Direct bank-to-ERP connections require standardized APIs that allow secure, real-time data exchange between financial institutions and business systems. While some banks have built these capabilities, many still rely on older file-based integration methods or force customers to use screen scraping through third-party aggregators.

The infrastructure itself isn’t the barrier — the technology for API-based connectivity already exists and is proven at scale. What’s missing is prioritization. Banks are deciding right now whether to invest in these capabilities or to continue supporting legacy integration methods that frustrate their corporate customers.

For banks, the payoff extends beyond customer retention. Direct connections provide better data about customer behavior and needs, allowing more responsive product development. They reduce support calls about portal access and file format issues. They position the bank as a technology partner, not just a transaction processor.

The Window Is Closing

The survey data suggests urgency. With 85% of finance leaders willing to switch banks for direct integration, and fintech competitors actively marketing these capabilities, traditional banks face a narrow window to respond.

This isn’t about preventing customer loss years from now.
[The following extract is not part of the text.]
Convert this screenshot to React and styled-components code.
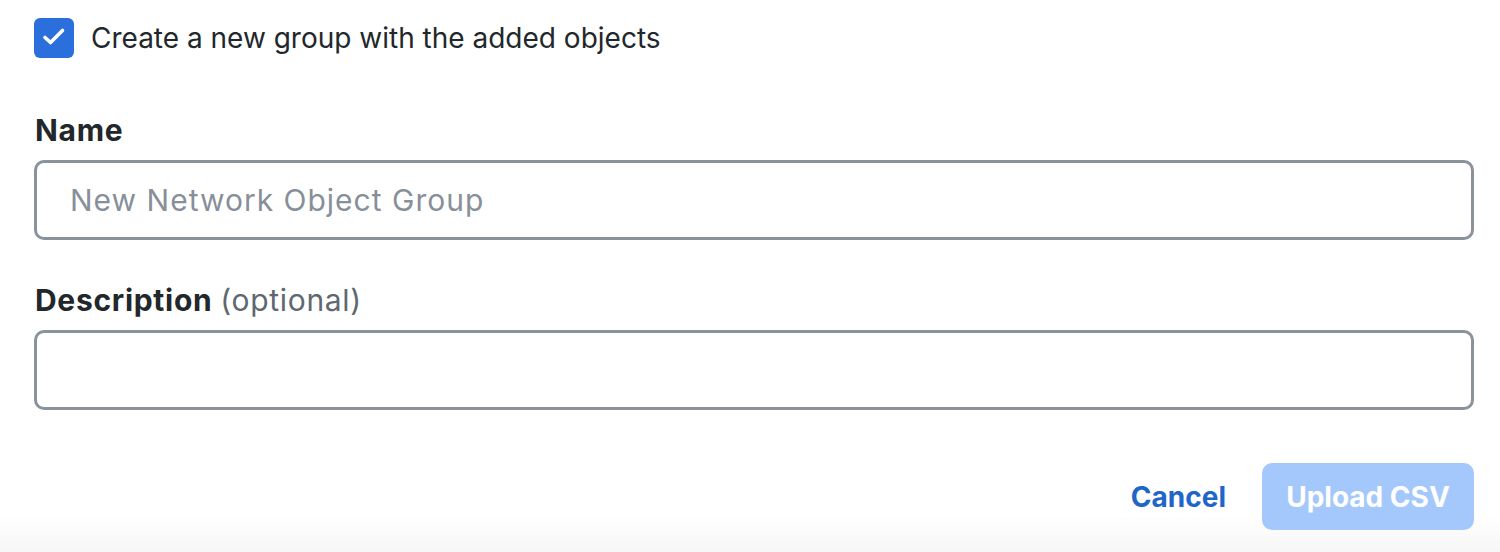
import React, { useState } from "react";
import styled, { createGlobalStyle } from "styled-components";

const GlobalStyle = createGlobalStyle`
  html, body {
    margin: 0;
    padding: 0;
    background: #fff;
  }
  body {
    font-family: Inter, "Noto Sans", sans-serif;
    color: #22272b;
  }
  * {
    box-sizing: border-box;
  }
`;

const Page = styled.div`
  width: 1500px;
  height: 552px;
  padding: 18px 26px 0 34px;
  background: linear-gradient(
    to bottom,
    #ffffff 0px,
    #ffffff 515px,
    #f6f6f6 552px
  );
  display: flex;
  flex-direction: column;
`;

const CheckRow = styled.label`
  display: flex;
  align-items: center;
  gap: 17px;
  cursor: pointer;
  font-size: 28px;
  line-height: 40px;
  color: #22272b;
`;

const Box = styled.span`
  width: 40px;
  height: 40px;
  border-radius: 6px;
  background: ${(p) => (p.checked ? "#2a6fdb" : "#fff")};
  border: ${(p) => (p.checked ? "none" : "3px solid #8a939c")};
  display: flex;
  flex-shrink: 0;
`;

const Field = styled.div`
  display: flex;
  flex-direction: column;
  margin-top: ${(p) => p.top}px;
`;

const Label = styled.div`
  font-size: 30px;
  font-weight: 700;
  letter-spacing: 0.7px;
  line-height: 36px;
  color: #22272b;
  margin-bottom: 12px;
  padding-left: 1px;
`;

const Optional = styled.span`
  font-weight: 400;
  color: #5f6770;
`;

const Input = styled.input`
  width: 1440px;
  height: 80px;
  border: 3px solid #8a939c;
  border-radius: 10px;
  padding: 0 33px;
  font-family: Inter, "Noto Sans", sans-serif;
  font-size: 30px;
  letter-spacing: 1px;
  color: #22272b;
  outline: none;
  background: #fff;

  &::placeholder {
    color: #878f99;
  }
`;

const Footer = styled.div`
  width: 1440px;
  display: flex;
  justify-content: flex-end;
  align-items: center;
  gap: 36px;
  margin-top: 53px;
`;

const LinkButton = styled.button`
  background: none;
  border: none;
  padding: 0;
  font-family: Inter, "Noto Sans", sans-serif;
  font-size: 28px;
  font-weight: 700;
  color: #1f66c9;
  cursor: pointer;
`;

const PrimaryButton = styled.button`
  width: 212px;
  height: 67px;
  border: none;
  border-radius: 10px;
  background: ${(p) => (p.disabled ? "#a5c8fc" : "#2a6fdb")};
  color: #fff;
  font-family: Inter, "Noto Sans", sans-serif;
  font-size: 28px;
  font-weight: 700;
`;

export default function App() {
  const [checked, setChecked] = useState(true);

  return (
    <>
      <GlobalStyle />
      <Page>
        <CheckRow onClick={() => setChecked(!checked)}>
          <Box checked={checked}>
            {checked && (
              <svg width="40" height="40" viewBox="0 0 40 40" fill="none">
                <path
                  d="M11 19.5 L16.5 24.5 L28.5 12.5"
                  stroke="#fff"
                  strokeWidth="3.6"
                  strokeLinecap="round"
                  strokeLinejoin="round"
                />
              </svg>
            )}
          </Box>
          Create a new group with the added objects
        </CheckRow>

        <Field top={54}>
          <Label>Name</Label>
          <Input placeholder="New Network Object Group" />
        </Field>

        <Field top={42}>
          <Label>
            Description <Optional>(optional)</Optional>
          </Label>
          <Input />
        </Field>

        <Footer>
          <LinkButton>Cancel</LinkButton>
          <PrimaryButton disabled>Upload CSV</PrimaryButton>
        </Footer>
      </Page>
    </>
  );
}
It’s about addressing immediate expectations from current customers who are evaluating their banking relationships today. Finance leaders aren’t waiting for their banks to catch up. They’re looking for providers who already offer what they need.

Banks that move quickly to deliver direct ERP connections will differentiate themselves in an increasingly competitive market. Those that delay risk discovering that corporate banking relationships, once considered sticky and stable, can shift more rapidly than expected when customers find providers who better meet their operational needs.

The message from CFOs and treasurers is unambiguous: direct connections are no longer optional. Banks that treat them as such do so at their own risk.